Coronavirus: UK government urges British in China to leave
Death toll rises to 425 as Hong Kong reports first death linked to disease
Britons in mainland China have been urged to leave as coronavirus continues to claim more lives in the country. The UK foreign office amended its travel advice after health secretary Matt Hancock said he expects more cases to be diagnosed in the UK. Officials told the PA news agency the update was a prudent step in case more commercial airlines stopped flights out of China, or China extended travel restrictions. Foreign secretary Dominic Raab said: “We now advise British nationals in China to leave the country if they can, to minimise their risk of exposure to the virus.
“Where there are still British nationals in Hubei province who wish to be evacuated, we will continue to work around the clock to facilitate this.” The foreign office added that commercial flights departing from China were still available throughout the country, except in Hubei where the virus originated.

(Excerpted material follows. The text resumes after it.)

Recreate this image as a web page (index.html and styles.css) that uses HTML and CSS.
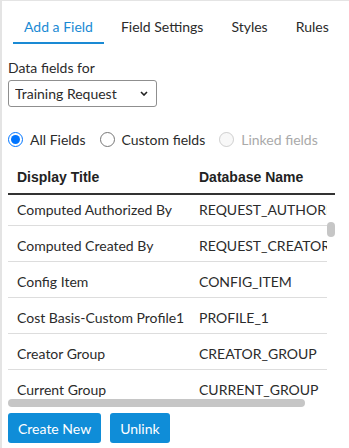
FILE: index.html
```html
<!DOCTYPE html>
<html lang="en">
<head>
  <meta charset="UTF-8">
  <meta name="viewport" content="width=device-width, initial-scale=1.0">
  <title>Form Designer - Fields</title>
  <link rel="stylesheet" href="styles.css">
</head>
<body>
  <div class="panel">
    <ul class="tabs">
      <li class="tab active">Add a Field</li>
      <li class="tab">Field Settings</li>
      <li class="tab">Styles</li>
      <li class="tab">Rules</li>
    </ul>

    <div class="pane">
      <label class="field-label" for="formSelect">Data fields for</label>
      <div class="select-wrap">
        <select id="formSelect" class="select">
          <option>Training Request</option>
          <option>Change Request</option>
          <option>Incident</option>
        </select>
        <svg class="select-arrow" width="8" height="5" viewBox="0 0 8 5">
          <path d="M1 1l3 3 3-3" fill="none" stroke="#222" stroke-width="1.6"/>
        </svg>
      </div>

      <div class="filters">
        <label class="radio"><input type="radio" name="scope" checked> All Fields</label>
        <label class="radio"><input type="radio" name="scope"> Custom fields</label>
        <label class="radio disabled"><input type="radio" name="scope" disabled> Linked fields</label>
      </div>

      <div class="grid">
        <table class="grid-head">
          <colgroup><col class="col-title"><col></colgroup>
          <tr>
            <th>Display Title</th>
            <th>Database Name</th>
          </tr>
        </table>
        <div class="grid-body">
          <div class="grid-view">
            <table>
              <colgroup><col class="col-title"><col></colgroup>
              <tr><td>Computed Authorized By</td><td>REQUEST_AUTHORIZED_BY</td></tr>
              <tr><td>Computed Created By</td><td>REQUEST_CREATOR</td></tr>
              <tr><td>Config Item</td><td>CONFIG_ITEM</td></tr>
              <tr><td>Cost Basis-Custom Profile1</td><td>PROFILE_1</td></tr>
              <tr><td>Creator Group</td><td>CREATOR_GROUP</td></tr>
              <tr><td>Current Group</td><td>CURRENT_GROUP</td></tr>
              <tr><td>Current Owner</td><td>CURRENT_OWNER</td></tr>
            </table>
          </div>
          <div class="vscroll"><div class="thumb"></div></div>
          <div class="hscroll"><div class="thumb"></div></div>
        </div>
      </div>
    </div>

    <div class="actions">
      <button class="btn">Create New</button>
      <button class="btn">Unlink</button>
    </div>
  </div>
</body>
</html>
```

FILE: styles.css
```css
html, body {
  margin: 0;
  padding: 0;
  background: #fff;
}
body {
  font-family: 'Lato', 'Liberation Sans', Arial, sans-serif;
  color: #2b2b2b;
  font-size: 14px;
}
.panel {
  height: 448px;
  box-sizing: border-box;
  border-left: 2px solid #e4e4e4;
  border-top: 1px solid #e4e4e4;
  padding: 0 14px 0 6px;
}

/* tabs */
.tabs {
  list-style: none;
  margin: 0 0 0 5px;
  padding: 0;
  display: flex;
  gap: 6px;
}
.tab {
  padding: 17px 11px 6px 11px;
  line-height: 18px;
  font-size: 14px;
  color: #2b2b2b;
  border-bottom: 2px solid transparent;
  white-space: nowrap;
}
.tab.active {
  color: #1a8ad4;
  border-bottom-color: #1a8ad4;
}

/* form bits */
.pane {
  padding-top: 14px;
}
.field-label {
  display: block;
  line-height: 20px;
  font-size: 14px;
  margin-bottom: 2px;
}
.select-wrap {
  position: relative;
  width: 149px;
}
.select {
  appearance: none;
  -webkit-appearance: none;
  width: 149px;
  height: 27px;
  box-sizing: border-box;
  border: 1px solid #8f8f8f;
  border-radius: 3px;
  background: #fff;
  font-family: inherit;
  font-size: 14px;
  color: #2b2b2b;
  padding: 0 20px 0 6px;
  display: block;
}
.select-arrow {
  position: absolute;
  right: 9px;
  top: 11px;
  pointer-events: none;
}
.filters {
  display: flex;
  align-items: center;
  gap: 14px;
  margin-top: 22px;
  height: 20px;
  margin-bottom: 7px;
}
.radio {
  display: flex;
  align-items: center;
  font-size: 14px;
  white-space: nowrap;
}
.radio input {
  width: 15px;
  height: 15px;
  margin: 0 7px 0 0;
}
.radio.disabled {
  color: #aaa;
}

/* field grid */
.grid table {
  border-collapse: collapse;
  table-layout: fixed;
}
.col-title {
  width: 182px;
}
.grid-head {
  width: 327px;
}
.grid-head th {
  font-family: 'Liberation Sans', Arial, sans-serif;
  font-weight: bold;
  font-size: 14px;
  text-align: left;
  color: #222;
  padding: 13px 9px 8px 9px;
  line-height: 16px;
  border-bottom: 2px solid #333;
}
.grid-body {
  display: grid;
  grid-template-columns: 319px 8px;
  grid-template-rows: 204px 8px;
}
.grid-view {
  overflow: hidden;
}
.grid-view table {
  width: 343px;
  margin-top: -5px;
}
.grid-view td {
  font-size: 14px;
  padding: 12px 9px 7px 9px;
  line-height: 16px;
  border-bottom: 1px solid #ddd;
  white-space: nowrap;
  overflow: hidden;
}
.thumb {
  background: #c6c6c6;
  border-radius: 4px;
}
.vscroll .thumb {
  margin-top: 27px;
  height: 15px;
}
.hscroll {
  grid-column: 1;
}
.hscroll .thumb {
  width: 297px;
  height: 8px;
}

/* buttons */
.actions {
  display: flex;
  gap: 9px;
  margin-top: 6px;
}
.btn {
  height: 30px;
  padding: 0 10px;
  border: none;
  border-radius: 3px;
  background: #0f8dd8;
  color: #fff;
  font-family: inherit;
  font-size: 14px;
}
```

It comes as Mr Raab told MPs that the British government has been “allocated 14 places on an Air New Zealand fight today for UK nationals and their dependants”.
Meanwhile, British officials are still trying to trace 239 people who flew from the Chinese city of Wuhan to the UK before travel restrictions associated with the coronavirus came into force.
Efforts to track down and assess the travellers, who left Wuhan after the virus emerged, began last week as the crisis intensified, leading British Airways and Virgin Atlantic to suspend UK-China flights.
Three Irish people and 94 UK nationals and family members have been evacuated to Britain from Wuhan, the city in Hubei province at the epicentre of the outbreak, on two flights which arrived on Friday and Sunday.
The evacuees are now undergoing 14 days in quarantine at Arrowe Park Hospital on the Wirral.
The British Embassy in Beijing on Monday announced the last flights from China to the UK for British nationals were set to leave this week.
It said flights would be run by “partner countries” and any British nationals and their immediate families, including those with non-UK passports, must make themselves known if they wish to travel.
Separately, officials have said there are no plans to introduce a US-style travel ban on foreign nationals who had recently been in China from entering the country.
Sources told PA news agency the UK would continue to follow the advice of the World Health Organisation (WHO), which does not advocate such bans.
The death toll in mainland China from the coronavirus outbreak has risen to 425, with the total number of cases now standing at 20,438, Chinese officials said on Tuesday.
The latest figures are up from 361 deaths and 17,205 confirmed cases on Monday.
Hong Kong reported its first death linked to the virus on Monday, that of a 39-year-old man who had travelled to the territory from Wuhan. He became the second person to die outside China from the disease, after a man from Wuhan died after travelling to the Philippines.
Philippines president Rodrigo Duterte subsequently approved a temporary ban on all travellers, except Filipinos, from China and its autonomous regions.
The US, Japan, Singapore and Australia have imposed similar restrictions despite criticism from China and an assessment from WHO that they were unnecessarily hurting trade and travel.
Passenger lies about virus
A Canadian man on a flight from Toronto in Canada to Jamaica falsely announced to passengers that he had the coronavirus, forcing the plane to return to the airport where he was arrested, police said on Tuesday. The incident occurred on Monday during a WestJet Airlines flight from Toronto to Montego Bay. The Boeing 767 was carrying 243 passengers.
“A male was causing a disturbance on the flight, saying he had been to China and had the coronavirus,” said Sarah Patten, a spokeswoman for police in the town of Peel, close to Toronto’s Pearson international airport. After the plane landed, the 29-year-old man was checked by medical staff who concluded he did not have the coronavirus. He was arrested, charged with mischief and will appear in court on March 9th, Ms Patten said by phone. Julie-Anne Broderick, a passenger on the plane, said she saw the man taking a selfie and announcing he had the virus. “The flight attendants came, gave him a mask and gloves and just told him that he had to move to the back of the plane,” she told the Canadian Broadcasting Corp. The captain then told passengers he thought the incident was a hoax but had to return to Toronto, she added.
The Chinese government has accused the US of causing “panic” in its response instead of helping.
In a statement to the House of Commons on Monday, health secretary Matt Hancock said the virus would be around for several months yet.
Looking at the global picture, Mr Hancock said: “Currently the number of cases is doubling every five days and it’s likely that the virus will be with us for at least some months to come.
“This is a marathon, not a sprint.”
The UK department of health said on Monday that 326 UK tests for coronavirus have concluded, of which 324 are negative.
Two people, a University of York student and one of their relatives, continue to be treated for coronavirus in the specialist infectious diseases unit at Newcastle Royal Victoria Infirmary.